→ **Problem requirements**
Which lines in the records below contain the word "screenshot"? Copy each of them.

Rows from a dataset of pages and code:
-------------------------
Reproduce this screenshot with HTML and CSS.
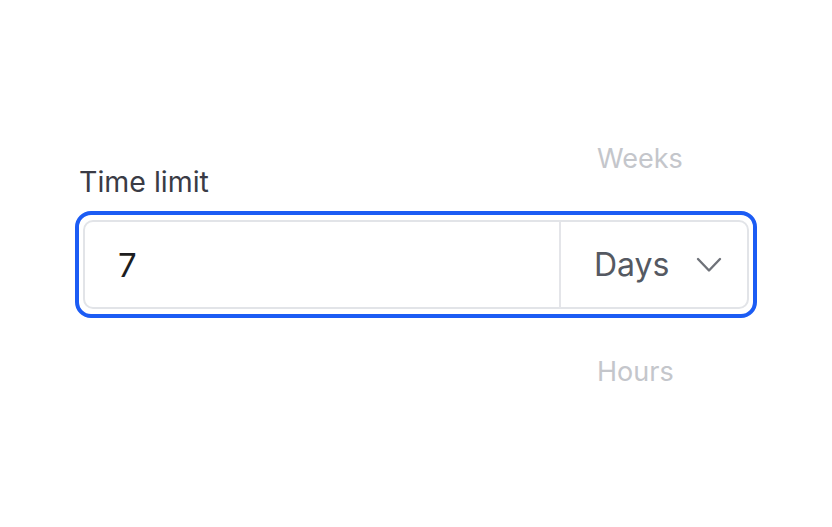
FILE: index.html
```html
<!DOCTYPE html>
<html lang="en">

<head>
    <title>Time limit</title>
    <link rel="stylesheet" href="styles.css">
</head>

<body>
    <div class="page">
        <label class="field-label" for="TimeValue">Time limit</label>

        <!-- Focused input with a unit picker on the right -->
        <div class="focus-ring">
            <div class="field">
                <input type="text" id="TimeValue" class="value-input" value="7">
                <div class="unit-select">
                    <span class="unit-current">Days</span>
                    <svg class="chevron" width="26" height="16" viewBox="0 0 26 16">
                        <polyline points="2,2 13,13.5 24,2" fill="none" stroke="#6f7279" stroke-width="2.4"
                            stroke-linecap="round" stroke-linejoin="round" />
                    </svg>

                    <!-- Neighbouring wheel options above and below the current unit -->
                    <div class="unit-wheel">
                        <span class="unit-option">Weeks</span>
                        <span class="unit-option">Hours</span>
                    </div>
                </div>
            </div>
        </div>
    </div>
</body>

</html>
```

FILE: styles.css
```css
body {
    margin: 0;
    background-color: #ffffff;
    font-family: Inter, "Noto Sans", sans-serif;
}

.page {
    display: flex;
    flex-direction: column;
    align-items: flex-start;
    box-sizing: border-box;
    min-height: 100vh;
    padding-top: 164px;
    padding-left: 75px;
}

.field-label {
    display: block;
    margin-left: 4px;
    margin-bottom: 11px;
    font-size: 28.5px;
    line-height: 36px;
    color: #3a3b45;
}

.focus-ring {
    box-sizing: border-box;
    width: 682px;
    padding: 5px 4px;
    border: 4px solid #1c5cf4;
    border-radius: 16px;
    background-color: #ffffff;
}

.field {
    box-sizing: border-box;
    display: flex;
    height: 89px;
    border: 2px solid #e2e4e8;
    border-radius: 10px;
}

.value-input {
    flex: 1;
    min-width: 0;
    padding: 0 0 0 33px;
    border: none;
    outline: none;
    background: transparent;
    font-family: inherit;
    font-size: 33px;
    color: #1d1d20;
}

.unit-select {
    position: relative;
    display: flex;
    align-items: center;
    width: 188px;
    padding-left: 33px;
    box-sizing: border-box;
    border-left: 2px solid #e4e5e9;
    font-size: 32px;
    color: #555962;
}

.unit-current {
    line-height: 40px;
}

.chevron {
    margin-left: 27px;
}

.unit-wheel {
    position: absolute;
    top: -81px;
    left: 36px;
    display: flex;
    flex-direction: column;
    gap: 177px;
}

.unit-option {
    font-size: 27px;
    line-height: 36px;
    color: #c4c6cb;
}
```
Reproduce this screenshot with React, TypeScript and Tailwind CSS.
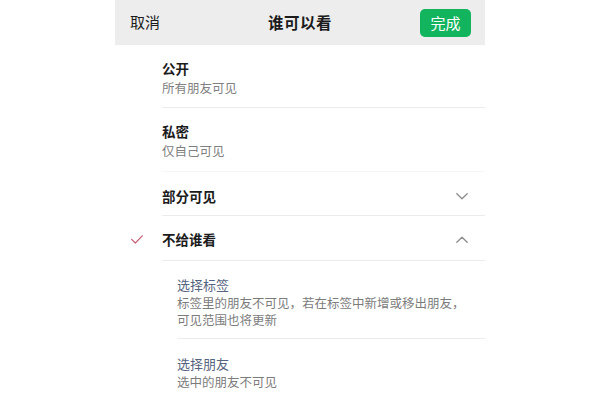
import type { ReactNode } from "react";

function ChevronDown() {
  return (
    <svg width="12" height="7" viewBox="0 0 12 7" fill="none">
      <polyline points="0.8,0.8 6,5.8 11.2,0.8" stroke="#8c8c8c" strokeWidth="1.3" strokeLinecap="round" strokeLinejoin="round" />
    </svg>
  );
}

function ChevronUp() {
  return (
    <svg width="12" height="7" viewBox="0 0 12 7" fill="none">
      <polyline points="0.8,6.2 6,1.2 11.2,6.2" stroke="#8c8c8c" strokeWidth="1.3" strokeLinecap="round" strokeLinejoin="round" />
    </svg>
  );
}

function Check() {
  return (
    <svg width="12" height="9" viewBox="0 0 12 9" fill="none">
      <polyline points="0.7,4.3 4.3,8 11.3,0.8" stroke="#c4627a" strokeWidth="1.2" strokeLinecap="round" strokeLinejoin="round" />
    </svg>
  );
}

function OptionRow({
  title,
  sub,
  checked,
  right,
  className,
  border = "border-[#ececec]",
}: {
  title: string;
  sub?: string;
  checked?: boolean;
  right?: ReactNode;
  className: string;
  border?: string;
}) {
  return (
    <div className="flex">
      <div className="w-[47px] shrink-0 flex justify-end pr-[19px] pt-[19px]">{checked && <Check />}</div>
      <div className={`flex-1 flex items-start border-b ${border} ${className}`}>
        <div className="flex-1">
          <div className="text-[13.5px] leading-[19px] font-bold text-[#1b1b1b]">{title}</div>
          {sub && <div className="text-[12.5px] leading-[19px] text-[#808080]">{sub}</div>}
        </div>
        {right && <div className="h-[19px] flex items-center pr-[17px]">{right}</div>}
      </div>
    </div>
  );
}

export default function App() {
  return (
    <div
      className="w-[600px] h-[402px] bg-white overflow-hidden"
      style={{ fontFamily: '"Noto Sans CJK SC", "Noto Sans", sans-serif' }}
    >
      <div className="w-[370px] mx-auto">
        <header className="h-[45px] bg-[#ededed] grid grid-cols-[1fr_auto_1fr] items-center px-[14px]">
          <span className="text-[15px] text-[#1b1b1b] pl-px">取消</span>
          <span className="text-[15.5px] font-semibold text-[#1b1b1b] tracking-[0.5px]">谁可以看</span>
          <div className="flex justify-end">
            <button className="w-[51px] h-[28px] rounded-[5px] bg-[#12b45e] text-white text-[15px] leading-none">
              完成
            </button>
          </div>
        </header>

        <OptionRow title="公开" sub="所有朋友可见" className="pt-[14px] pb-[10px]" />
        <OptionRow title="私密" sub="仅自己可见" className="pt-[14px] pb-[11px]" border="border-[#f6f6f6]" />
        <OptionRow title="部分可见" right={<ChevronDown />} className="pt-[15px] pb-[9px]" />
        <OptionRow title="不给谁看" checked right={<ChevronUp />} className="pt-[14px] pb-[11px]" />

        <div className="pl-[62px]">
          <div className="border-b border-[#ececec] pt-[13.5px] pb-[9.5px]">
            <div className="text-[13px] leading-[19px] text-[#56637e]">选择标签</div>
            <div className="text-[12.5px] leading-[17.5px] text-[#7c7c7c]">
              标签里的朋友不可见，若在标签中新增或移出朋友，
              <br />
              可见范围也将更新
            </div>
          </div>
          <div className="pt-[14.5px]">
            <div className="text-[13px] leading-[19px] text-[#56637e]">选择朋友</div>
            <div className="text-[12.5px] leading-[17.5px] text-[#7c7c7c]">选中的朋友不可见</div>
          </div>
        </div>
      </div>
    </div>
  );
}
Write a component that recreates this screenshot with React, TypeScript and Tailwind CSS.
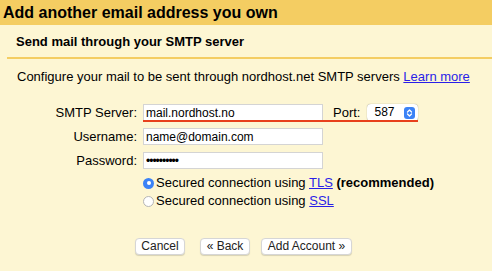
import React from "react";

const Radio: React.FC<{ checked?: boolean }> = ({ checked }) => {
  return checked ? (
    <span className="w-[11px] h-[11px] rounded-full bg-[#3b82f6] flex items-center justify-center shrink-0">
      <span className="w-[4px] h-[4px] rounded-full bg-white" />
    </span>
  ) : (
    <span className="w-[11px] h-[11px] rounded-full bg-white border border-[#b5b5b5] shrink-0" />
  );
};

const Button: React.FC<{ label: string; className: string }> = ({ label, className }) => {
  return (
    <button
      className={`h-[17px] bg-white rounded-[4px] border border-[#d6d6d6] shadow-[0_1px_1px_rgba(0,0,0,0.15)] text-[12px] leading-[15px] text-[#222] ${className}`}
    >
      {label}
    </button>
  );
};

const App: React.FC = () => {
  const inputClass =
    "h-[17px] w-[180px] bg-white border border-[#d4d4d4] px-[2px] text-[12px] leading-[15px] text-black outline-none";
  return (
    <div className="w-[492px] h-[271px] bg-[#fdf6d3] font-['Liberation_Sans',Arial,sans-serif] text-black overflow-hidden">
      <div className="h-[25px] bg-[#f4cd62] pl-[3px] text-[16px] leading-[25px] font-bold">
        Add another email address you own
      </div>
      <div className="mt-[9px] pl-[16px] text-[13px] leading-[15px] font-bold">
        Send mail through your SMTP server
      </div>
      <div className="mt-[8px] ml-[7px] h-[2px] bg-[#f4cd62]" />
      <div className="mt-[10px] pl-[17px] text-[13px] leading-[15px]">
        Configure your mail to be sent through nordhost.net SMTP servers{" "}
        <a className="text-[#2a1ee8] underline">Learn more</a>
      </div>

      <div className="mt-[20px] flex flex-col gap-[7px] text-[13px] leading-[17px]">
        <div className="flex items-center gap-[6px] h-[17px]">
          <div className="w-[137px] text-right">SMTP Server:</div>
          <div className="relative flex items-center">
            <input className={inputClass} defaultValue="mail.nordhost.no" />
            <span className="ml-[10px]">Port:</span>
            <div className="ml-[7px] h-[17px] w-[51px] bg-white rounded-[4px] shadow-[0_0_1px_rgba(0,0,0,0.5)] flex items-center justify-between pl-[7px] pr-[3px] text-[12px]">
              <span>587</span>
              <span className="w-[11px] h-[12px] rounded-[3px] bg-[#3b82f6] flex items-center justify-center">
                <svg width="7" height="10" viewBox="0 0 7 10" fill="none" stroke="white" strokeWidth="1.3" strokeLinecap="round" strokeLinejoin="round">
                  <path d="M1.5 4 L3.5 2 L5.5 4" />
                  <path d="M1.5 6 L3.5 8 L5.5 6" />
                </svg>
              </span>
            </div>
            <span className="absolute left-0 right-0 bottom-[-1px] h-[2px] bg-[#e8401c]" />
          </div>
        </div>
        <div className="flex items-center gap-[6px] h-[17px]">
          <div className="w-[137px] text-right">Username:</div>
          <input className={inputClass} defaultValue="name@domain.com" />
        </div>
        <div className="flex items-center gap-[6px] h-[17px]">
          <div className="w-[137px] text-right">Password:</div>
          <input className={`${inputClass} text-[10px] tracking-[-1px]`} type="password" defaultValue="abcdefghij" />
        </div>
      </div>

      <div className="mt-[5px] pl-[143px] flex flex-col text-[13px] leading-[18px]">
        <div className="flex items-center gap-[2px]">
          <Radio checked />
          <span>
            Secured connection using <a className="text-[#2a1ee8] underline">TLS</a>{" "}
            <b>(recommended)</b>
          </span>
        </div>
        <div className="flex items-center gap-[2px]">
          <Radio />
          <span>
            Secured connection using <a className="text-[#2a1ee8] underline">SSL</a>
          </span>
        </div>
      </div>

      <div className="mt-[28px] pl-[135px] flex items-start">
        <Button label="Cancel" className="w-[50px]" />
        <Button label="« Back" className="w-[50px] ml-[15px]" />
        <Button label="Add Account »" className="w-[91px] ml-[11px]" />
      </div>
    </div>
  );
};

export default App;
-------------------------
→ **Task output**
Reproduce this screenshot with HTML and CSS.
Reproduce this screenshot with React, TypeScript and Tailwind CSS.
Write a component that recreates this screenshot with React, TypeScript and Tailwind CSS.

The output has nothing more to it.